STORED DATA

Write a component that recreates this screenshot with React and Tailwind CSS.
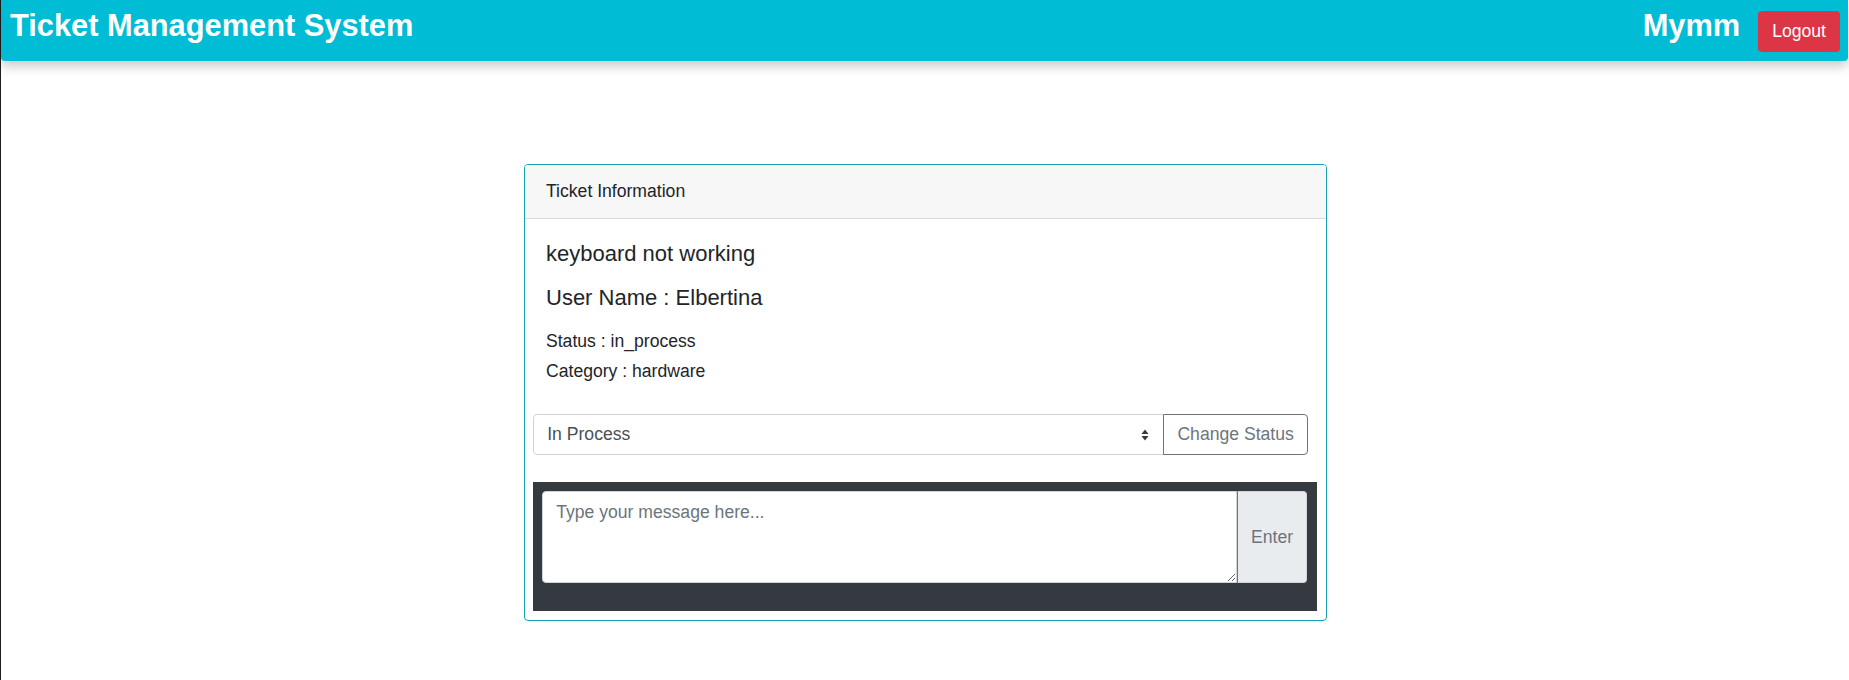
import React from "react";

function SortArrows() {
  return (
    <svg width="8" height="12" viewBox="0 0 8 12" className="shrink-0">
      <path d="M4 0.5 L7.5 5 L0.5 5 Z" fill="#343a40" />
      <path d="M4 11.5 L7.5 7 L0.5 7 Z" fill="#343a40" />
    </svg>
  );
}

export default function App() {
  return (
    <div className="min-h-[680px] bg-white border-l border-[#1e1e1e] font-['Liberation_Sans',Arial,sans-serif] text-[#212529]">
      <nav className="h-[61px] mr-px bg-[#00bcd4] rounded-b-[4px] shadow-[0_5px_12px_rgba(0,0,0,0.22)] flex justify-between items-start pl-[9px] pr-[8px] pt-[8px]">
        <h1 className="text-[30.8px] font-bold leading-[36px] text-white">Ticket Management System</h1>
        <div className="flex items-start">
          <span className="text-[30.8px] font-bold leading-[36px] text-white">Mymm</span>
          <button className="ml-[18px] mt-[3px] h-[41px] px-[14px] bg-[#dc3545] rounded-[4px] text-white text-[17.6px] leading-[26.4px]">
            Logout
          </button>
        </div>
      </nav>

      <div className="pl-px">
        <div className="w-[803px] mx-auto mt-[103px] border border-[#17a2b8] rounded-[4px] overflow-hidden">
          <div className="bg-[#f7f7f7] border-b border-[#dadada] px-[21px] py-[13.2px] text-[17.6px] leading-[26.4px]">
            Ticket Information
          </div>
          <div className="pt-[22px] pb-[9px]">
            <div className="px-[21px]">
              <h5 className="text-[22px] leading-[26.4px]">keyboard not working</h5>
              <h5 className="text-[22px] leading-[26.4px] mt-[17.4px]">User Name : Elbertina</h5>
              <p className="text-[17.6px] leading-[30px] mt-[15.3px]">Status : in_process</p>
              <p className="text-[17.6px] leading-[30px]">Category : hardware</p>
            </div>

            <div className="flex ml-[8px] mr-[18px] mt-[27.6px]">
              <div className="flex-1 h-[41.6px] border border-[#ced4da] rounded-l-[4px] flex items-center justify-between pl-[13.2px] pr-[14px] text-[17.6px] leading-[26.4px] text-[#495057]">
                <span>In Process</span>
                <SortArrows />
              </div>
              <button className="-ml-px h-[41.6px] px-[13.2px] border border-[#6c757d] rounded-r-[4px] text-[#6c757d] text-[17.6px] leading-[26.4px] bg-white">
                Change Status
              </button>
            </div>

            <div className="ml-[8px] mr-[9px] mt-[26.3px] bg-[#343a40] pl-[9px] pr-[9.7px] pt-[9.3px] pb-[27.3px] flex">
              <textarea
                placeholder="Type your message here..."
                className="flex-1 h-[92.4px] bg-white border border-[#ced4da] rounded-l-[4px] px-[13.2px] py-[6.6px] text-[17.6px] leading-[26.4px] text-[#495057] placeholder:text-[#6c757d] outline-none"
              />
              <span className="w-[70.6px] h-[92.4px] flex items-center justify-center bg-[#e9ecef] border border-[#ced4da] border-l-[#6c757d] rounded-r-[4px] text-[#6c757d] text-[17.6px] leading-[26.4px]">
                Enter
              </span>
            </div>
          </div>
        </div>
      </div>
    </div>
  );
}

WHAT IS NEEDED
Every line of the data should be copied as it stands, without the images.

WRITTEN RESPONSE
Write a component that recreates this screenshot with React and Tailwind CSS.
import React from "react";

function SortArrows() {
  return (
    <svg width="8" height="12" viewBox="0 0 8 12" className="shrink-0">
      <path d="M4 0.5 L7.5 5 L0.5 5 Z" fill="#343a40" />
      <path d="M4 11.5 L7.5 7 L0.5 7 Z" fill="#343a40" />
    </svg>
  );
}

export default function App() {
  return (
    <div className="min-h-[680px] bg-white border-l border-[#1e1e1e] font-['Liberation_Sans',Arial,sans-serif] text-[#212529]">
      <nav className="h-[61px] mr-px bg-[#00bcd4] rounded-b-[4px] shadow-[0_5px_12px_rgba(0,0,0,0.22)] flex justify-between items-start pl-[9px] pr-[8px] pt-[8px]">
        <h1 className="text-[30.8px] font-bold leading-[36px] text-white">Ticket Management System</h1>
        <div className="flex items-start">
          <span className="text-[30.8px] font-bold leading-[36px] text-white">Mymm</span>
          <button className="ml-[18px] mt-[3px] h-[41px] px-[14px] bg-[#dc3545] rounded-[4px] text-white text-[17.6px] leading-[26.4px]">
            Logout
          </button>
        </div>
      </nav>

      <div className="pl-px">
        <div className="w-[803px] mx-auto mt-[103px] border border-[#17a2b8] rounded-[4px] overflow-hidden">
          <div className="bg-[#f7f7f7] border-b border-[#dadada] px-[21px] py-[13.2px] text-[17.6px] leading-[26.4px]">
            Ticket Information
          </div>
          <div className="pt-[22px] pb-[9px]">
            <div className="px-[21px]">
              <h5 className="text-[22px] leading-[26.4px]">keyboard not working</h5>
              <h5 className="text-[22px] leading-[26.4px] mt-[17.4px]">User Name : Elbertina</h5>
              <p className="text-[17.6px] leading-[30px] mt-[15.3px]">Status : in_process</p>
              <p className="text-[17.6px] leading-[30px]">Category : hardware</p>
            </div>

            <div className="flex ml-[8px] mr-[18px] mt-[27.6px]">
              <div className="flex-1 h-[41.6px] border border-[#ced4da] rounded-l-[4px] flex items-center justify-between pl-[13.2px] pr-[14px] text-[17.6px] leading-[26.4px] text-[#495057]">
                <span>In Process</span>
                <SortArrows />
              </div>
              <button className="-ml-px h-[41.6px] px-[13.2px] border border-[#6c757d] rounded-r-[4px] text-[#6c757d] text-[17.6px] leading-[26.4px] bg-white">
                Change Status
              </button>
            </div>

            <div className="ml-[8px] mr-[9px] mt-[26.3px] bg-[#343a40] pl-[9px] pr-[9.7px] pt-[9.3px] pb-[27.3px] flex">
              <textarea
                placeholder="Type your message here..."
                className="flex-1 h-[92.4px] bg-white border border-[#ced4da] rounded-l-[4px] px-[13.2px] py-[6.6px] text-[17.6px] leading-[26.4px] text-[#495057] placeholder:text-[#6c757d] outline-none"
              />
              <span className="w-[70.6px] h-[92.4px] flex items-center justify-center bg-[#e9ecef] border border-[#ced4da] border-l-[#6c757d] rounded-r-[4px] text-[#6c757d] text-[17.6px] leading-[26.4px]">
                Enter
              </span>
            </div>
          </div>
        </div>
      </div>
    </div>
  );
}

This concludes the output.